# British Embassy



## aykalam (Apr 12, 2010)

The British Embassy in Cairo will be closed to the public on 27 January 2013. If you are a British National and need to contact the Embassy for urgent assistance please call either +20 (0)2 2791 6000 or +20 (0)2 2794 0852.


----------



## hhaddad (Apr 14, 2010)

aykalam said:


> The British Embassy in Cairo will be closed to the public on 27 January 2013. If you are a British National and need to contact the Embassy for urgent assistance please call either +20 (0)2 2791 6000 or +20 (0)2 2794 0852.


*Having tried all morning to contact the consulate finally got answered and was told the Embassy is closed until further notice!!!*


----------



## MaidenScotland (Jun 6, 2009)

and yet Al jezeera had a ticker tape on the news saying.. Egypt the revolution is over


----------



## hhaddad (Apr 14, 2010)

MaidenScotland said:


> and yet Al jezeera had a ticker tape on the news saying.. Egypt the revolution is over


Ok the first part is over but we have entered into part 2 .Also a pedestian was killed by gunshot at Tahrir this morning ,


----------



## canuck2010 (Jan 13, 2010)

Sure glad I went downtown to renew my passport last week.


----------



## hhaddad (Apr 14, 2010)

canuck2010 said:


> Sure glad I went downtown to renew my passport last week.

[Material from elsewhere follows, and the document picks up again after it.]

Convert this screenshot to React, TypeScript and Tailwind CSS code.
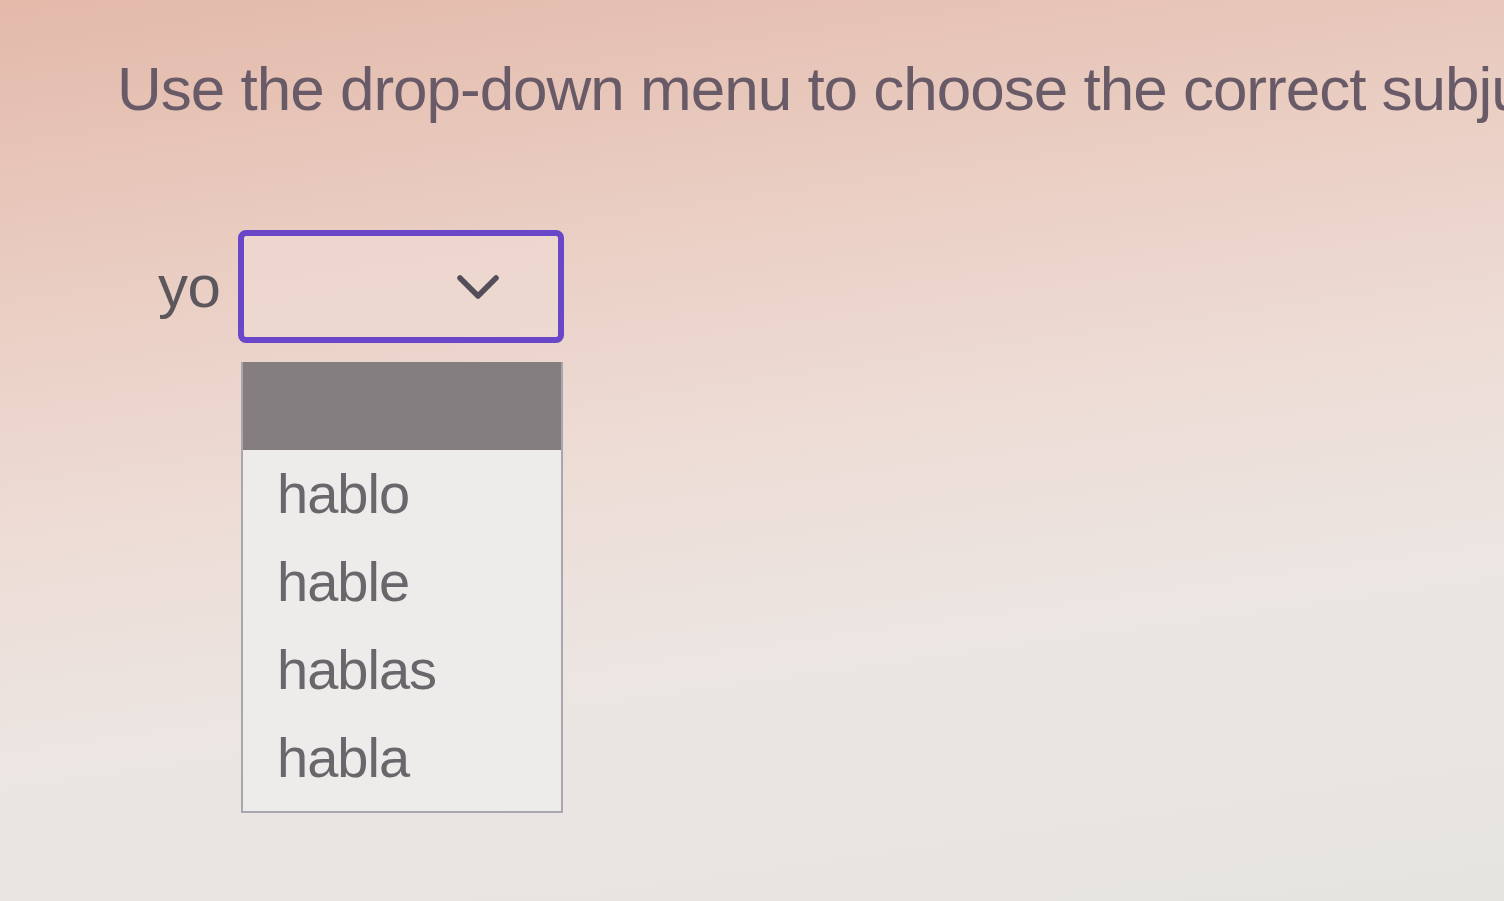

*According to the newspaper today the following embassies are closed;*

*BRITISH, AMERICAN ,**CANADIAN AND BELGIUM there maybe others in garden city,*


----------



## MaidenScotland (Jun 6, 2009)

UK in Egypt
Demonstrations are expected daily in Cairo until at least 1 February. Demonstrations are also likely to continue in Alexandria and in the Governorates of Port Said, Suez and Ismalia

Heavy rain has washed away sections of the Suez to Ras Mohamed road around El Tor and the Sharm el Sheikh to Dahab road. Seek local advice before setting off.


----------